Juan Cole writes in 3 Years War? Obama to Bomb Syria in fight against ISIL Informed Comment 09/10/2014:

In other reports, Obama officials have leaked that they think this is a 3 years war. (Ronald Reagan began vastly increasing the aid to Afghan rebels against the then Communist government in Kabul in 1982, and US counter-terrorism and counter-insurgency in that country is still going on in 2014, 32 years later; so three years have a way of becoming multiplied by 10). ...

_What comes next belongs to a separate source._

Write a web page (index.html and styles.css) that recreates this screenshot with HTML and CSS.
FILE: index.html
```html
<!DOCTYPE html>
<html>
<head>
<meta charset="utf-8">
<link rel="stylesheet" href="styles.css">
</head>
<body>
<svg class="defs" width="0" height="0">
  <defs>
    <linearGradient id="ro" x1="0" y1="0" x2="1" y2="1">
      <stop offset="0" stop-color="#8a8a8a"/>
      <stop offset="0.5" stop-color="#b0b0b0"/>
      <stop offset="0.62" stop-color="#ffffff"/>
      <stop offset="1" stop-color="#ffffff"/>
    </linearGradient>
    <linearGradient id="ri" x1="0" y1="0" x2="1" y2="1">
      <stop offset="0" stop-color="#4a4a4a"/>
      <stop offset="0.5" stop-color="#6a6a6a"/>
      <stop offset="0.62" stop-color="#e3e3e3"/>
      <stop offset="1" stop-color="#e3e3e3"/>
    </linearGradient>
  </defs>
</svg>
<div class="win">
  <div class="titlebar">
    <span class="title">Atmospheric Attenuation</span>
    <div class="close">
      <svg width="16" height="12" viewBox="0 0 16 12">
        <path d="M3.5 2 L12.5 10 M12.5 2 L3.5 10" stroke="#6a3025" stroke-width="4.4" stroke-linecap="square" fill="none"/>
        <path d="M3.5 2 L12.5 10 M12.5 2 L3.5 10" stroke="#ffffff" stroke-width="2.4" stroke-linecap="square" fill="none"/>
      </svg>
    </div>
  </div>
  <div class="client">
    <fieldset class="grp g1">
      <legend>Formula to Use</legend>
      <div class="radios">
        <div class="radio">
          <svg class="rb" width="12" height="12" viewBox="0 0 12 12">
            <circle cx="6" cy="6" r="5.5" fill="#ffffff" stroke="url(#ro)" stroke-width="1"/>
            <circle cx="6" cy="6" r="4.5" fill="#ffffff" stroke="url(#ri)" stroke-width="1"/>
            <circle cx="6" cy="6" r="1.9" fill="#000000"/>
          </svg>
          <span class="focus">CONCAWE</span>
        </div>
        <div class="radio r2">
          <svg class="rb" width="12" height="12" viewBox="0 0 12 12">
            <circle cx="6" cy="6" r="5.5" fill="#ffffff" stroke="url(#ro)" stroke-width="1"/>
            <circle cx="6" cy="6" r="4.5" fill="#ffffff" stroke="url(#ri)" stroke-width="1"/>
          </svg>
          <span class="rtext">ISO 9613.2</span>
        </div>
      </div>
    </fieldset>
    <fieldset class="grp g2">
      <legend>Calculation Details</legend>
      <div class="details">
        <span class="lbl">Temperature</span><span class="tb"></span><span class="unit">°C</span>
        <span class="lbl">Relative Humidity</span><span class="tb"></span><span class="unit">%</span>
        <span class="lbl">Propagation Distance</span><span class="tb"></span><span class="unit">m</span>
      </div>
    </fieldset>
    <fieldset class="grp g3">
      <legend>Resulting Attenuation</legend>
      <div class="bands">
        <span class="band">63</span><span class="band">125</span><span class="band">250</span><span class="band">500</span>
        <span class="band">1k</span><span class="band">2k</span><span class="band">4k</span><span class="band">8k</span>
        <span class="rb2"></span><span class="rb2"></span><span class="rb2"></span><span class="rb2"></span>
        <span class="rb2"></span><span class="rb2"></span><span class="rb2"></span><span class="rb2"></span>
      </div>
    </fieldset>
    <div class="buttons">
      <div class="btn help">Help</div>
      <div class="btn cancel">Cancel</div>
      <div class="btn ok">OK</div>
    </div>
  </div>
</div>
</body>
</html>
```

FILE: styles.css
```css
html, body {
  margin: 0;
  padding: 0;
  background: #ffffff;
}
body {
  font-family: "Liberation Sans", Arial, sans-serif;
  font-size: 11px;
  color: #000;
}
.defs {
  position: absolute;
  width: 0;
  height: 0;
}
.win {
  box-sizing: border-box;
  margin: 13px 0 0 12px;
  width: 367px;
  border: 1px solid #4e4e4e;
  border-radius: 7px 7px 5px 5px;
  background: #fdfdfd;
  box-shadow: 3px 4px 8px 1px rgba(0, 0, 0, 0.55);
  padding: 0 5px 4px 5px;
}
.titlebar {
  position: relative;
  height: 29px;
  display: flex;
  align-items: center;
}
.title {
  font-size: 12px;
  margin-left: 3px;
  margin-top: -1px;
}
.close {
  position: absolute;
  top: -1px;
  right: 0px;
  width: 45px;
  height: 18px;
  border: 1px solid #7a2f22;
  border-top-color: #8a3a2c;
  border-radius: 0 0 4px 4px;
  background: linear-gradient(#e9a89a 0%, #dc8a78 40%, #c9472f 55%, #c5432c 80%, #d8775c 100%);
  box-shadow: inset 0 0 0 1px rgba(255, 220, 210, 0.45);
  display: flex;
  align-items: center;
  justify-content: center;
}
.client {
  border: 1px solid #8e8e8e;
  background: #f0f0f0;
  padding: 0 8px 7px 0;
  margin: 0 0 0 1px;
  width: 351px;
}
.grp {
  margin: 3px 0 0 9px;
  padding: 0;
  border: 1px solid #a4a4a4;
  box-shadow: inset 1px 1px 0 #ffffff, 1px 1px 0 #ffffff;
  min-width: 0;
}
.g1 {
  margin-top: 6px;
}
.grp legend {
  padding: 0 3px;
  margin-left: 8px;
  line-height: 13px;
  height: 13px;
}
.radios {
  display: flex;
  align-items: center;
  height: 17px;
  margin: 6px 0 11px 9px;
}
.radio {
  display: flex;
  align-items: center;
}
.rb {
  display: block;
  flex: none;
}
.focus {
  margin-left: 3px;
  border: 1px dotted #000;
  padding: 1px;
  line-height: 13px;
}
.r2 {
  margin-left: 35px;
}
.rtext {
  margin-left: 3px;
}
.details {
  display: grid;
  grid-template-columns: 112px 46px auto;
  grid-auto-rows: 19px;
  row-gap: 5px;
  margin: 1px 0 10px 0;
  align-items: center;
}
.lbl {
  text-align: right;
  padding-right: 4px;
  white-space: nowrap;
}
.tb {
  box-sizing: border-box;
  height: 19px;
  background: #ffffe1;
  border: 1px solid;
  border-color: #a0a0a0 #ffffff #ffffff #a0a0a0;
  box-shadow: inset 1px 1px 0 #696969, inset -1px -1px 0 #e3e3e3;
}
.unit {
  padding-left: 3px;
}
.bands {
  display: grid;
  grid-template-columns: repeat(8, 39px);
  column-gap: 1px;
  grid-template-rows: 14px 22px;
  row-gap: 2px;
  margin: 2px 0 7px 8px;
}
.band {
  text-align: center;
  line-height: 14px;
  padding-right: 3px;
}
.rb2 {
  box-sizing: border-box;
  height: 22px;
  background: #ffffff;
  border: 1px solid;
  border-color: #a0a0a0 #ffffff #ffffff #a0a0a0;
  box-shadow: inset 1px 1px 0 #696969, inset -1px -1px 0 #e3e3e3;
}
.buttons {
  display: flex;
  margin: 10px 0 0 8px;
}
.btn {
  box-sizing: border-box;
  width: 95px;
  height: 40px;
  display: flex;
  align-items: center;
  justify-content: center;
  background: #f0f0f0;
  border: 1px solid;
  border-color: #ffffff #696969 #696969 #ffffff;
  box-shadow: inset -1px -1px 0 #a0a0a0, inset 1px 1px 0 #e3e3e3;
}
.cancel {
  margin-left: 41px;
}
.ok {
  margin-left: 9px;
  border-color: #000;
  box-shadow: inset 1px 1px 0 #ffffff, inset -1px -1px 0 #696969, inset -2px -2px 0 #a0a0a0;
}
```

At the same time, Obama appears to envisage arming and training the “moderates” of the Free Syrian Army, who have consistently been pushed to the margins by al-Qaeda offshoots and affiliates. Private billionaires in the Gulf will continue to support ISIL or its rival, Jabhat al-Nusra (the Succor Front, which has pledged allegiance to al-Qaeda). Strengthening yet another guerrilla group will, again, likely prolong the fighting. Moreover, in the past two years, Free Syrian Army moderate groups have gone radical and joined Nusrah or ISIL at an alarming rate. Defectors or defeated groups from the FSA will take their skills and arms with them into the al-Qaeda offshoots.
Sadly, when it comes to the real-world fight against ISIS, the boundaries of Good and Evil aren't quite so clear as Frank Schaeffer's simplistic formula might suggest.

And when Schaeffer gets into a peroration like this in his conclusion, he's just indulging hysteria: "ISIS is establishing a world-threatening caliphate from the Mediterranean to the Indian border ... and maybe beyond. They also have supporters in nuclear-armed Pakistan. They also will send radicalized Americans back ready to kill us here."

ISIS controls a stretch of discontented, sparsely populated desert in Syria and Iraq thanks to its cooperation with Sunni tribes. But anyone who thinks it's "establishing a world-threatening caliphate from the Mediterranean to the Indian border" just needs to get a grip.